# Job:
Copy out each line below that has the word "this" in it.

# Supplied records:
┌────────

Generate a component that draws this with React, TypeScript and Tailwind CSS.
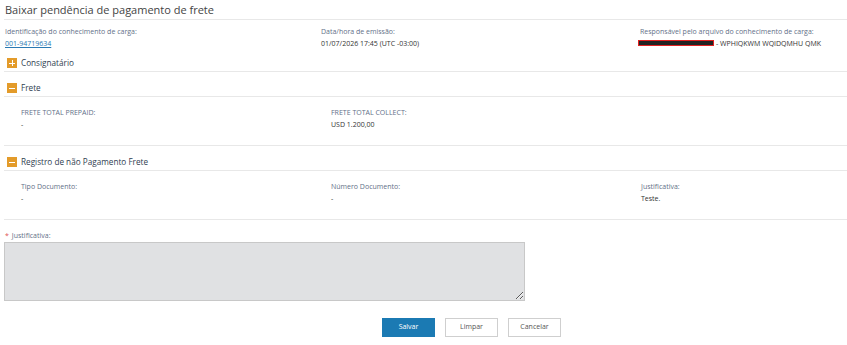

└────────
┌────────

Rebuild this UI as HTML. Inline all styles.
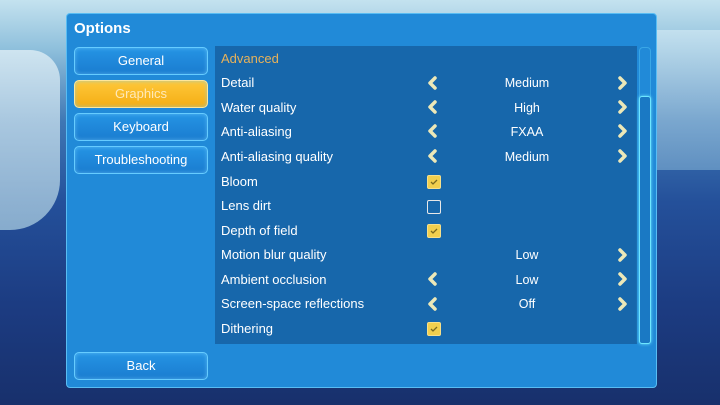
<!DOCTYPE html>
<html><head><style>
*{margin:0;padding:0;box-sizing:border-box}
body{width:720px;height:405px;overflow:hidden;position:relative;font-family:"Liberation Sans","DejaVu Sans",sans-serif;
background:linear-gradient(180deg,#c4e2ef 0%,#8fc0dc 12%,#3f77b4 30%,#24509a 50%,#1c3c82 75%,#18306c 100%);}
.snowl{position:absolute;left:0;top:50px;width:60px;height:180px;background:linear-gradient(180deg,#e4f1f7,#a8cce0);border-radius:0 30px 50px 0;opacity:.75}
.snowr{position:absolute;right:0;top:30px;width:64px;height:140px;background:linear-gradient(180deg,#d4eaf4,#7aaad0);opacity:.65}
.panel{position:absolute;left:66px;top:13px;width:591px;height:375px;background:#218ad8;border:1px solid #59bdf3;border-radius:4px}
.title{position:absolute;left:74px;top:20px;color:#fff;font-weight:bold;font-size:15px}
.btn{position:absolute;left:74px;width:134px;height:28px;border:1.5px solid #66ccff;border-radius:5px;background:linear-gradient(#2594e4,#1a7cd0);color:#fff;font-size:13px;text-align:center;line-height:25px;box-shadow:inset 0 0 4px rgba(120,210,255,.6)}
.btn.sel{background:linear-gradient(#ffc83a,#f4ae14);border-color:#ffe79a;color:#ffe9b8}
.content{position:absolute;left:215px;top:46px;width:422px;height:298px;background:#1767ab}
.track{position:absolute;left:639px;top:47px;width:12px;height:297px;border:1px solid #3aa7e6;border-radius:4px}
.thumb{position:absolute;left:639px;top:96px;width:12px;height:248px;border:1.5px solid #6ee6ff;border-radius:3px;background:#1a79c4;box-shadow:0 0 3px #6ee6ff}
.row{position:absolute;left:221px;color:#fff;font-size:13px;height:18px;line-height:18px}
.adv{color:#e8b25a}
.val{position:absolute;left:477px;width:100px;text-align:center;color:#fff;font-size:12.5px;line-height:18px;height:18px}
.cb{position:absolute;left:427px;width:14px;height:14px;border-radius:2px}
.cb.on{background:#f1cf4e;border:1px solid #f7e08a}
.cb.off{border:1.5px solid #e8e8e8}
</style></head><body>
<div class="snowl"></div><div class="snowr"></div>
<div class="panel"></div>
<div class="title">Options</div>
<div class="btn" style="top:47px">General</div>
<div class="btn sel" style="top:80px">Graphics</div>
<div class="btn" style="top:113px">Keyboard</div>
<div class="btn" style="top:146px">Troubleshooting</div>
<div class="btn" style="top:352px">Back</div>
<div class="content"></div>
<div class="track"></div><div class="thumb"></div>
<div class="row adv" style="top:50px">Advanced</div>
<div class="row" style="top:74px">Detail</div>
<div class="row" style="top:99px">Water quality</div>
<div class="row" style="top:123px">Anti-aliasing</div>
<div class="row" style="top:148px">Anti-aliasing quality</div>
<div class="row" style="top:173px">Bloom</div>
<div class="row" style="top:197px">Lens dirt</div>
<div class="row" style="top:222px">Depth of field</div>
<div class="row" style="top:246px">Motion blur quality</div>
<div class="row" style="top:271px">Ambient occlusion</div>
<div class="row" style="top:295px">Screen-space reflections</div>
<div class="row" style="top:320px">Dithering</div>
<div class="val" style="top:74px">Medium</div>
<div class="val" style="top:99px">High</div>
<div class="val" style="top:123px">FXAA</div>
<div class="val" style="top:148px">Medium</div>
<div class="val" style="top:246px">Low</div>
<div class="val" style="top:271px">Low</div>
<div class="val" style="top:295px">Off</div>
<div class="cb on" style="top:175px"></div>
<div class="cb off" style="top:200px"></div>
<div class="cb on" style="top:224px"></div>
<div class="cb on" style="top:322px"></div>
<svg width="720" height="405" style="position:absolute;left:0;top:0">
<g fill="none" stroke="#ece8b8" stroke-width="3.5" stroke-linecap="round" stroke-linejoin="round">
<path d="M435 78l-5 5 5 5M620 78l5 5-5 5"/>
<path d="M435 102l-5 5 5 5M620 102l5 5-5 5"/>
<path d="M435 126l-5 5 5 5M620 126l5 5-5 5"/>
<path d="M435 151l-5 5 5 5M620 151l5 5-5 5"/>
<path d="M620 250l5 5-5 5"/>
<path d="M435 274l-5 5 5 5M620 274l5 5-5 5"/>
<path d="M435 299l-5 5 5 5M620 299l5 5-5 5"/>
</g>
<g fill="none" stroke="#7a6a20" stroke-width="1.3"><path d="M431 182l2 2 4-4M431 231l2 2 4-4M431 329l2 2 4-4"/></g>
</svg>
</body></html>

└────────

# Finished task:
Generate a component that draws this with React, TypeScript and Tailwind CSS.
Rebuild this UI as HTML. Inline all styles.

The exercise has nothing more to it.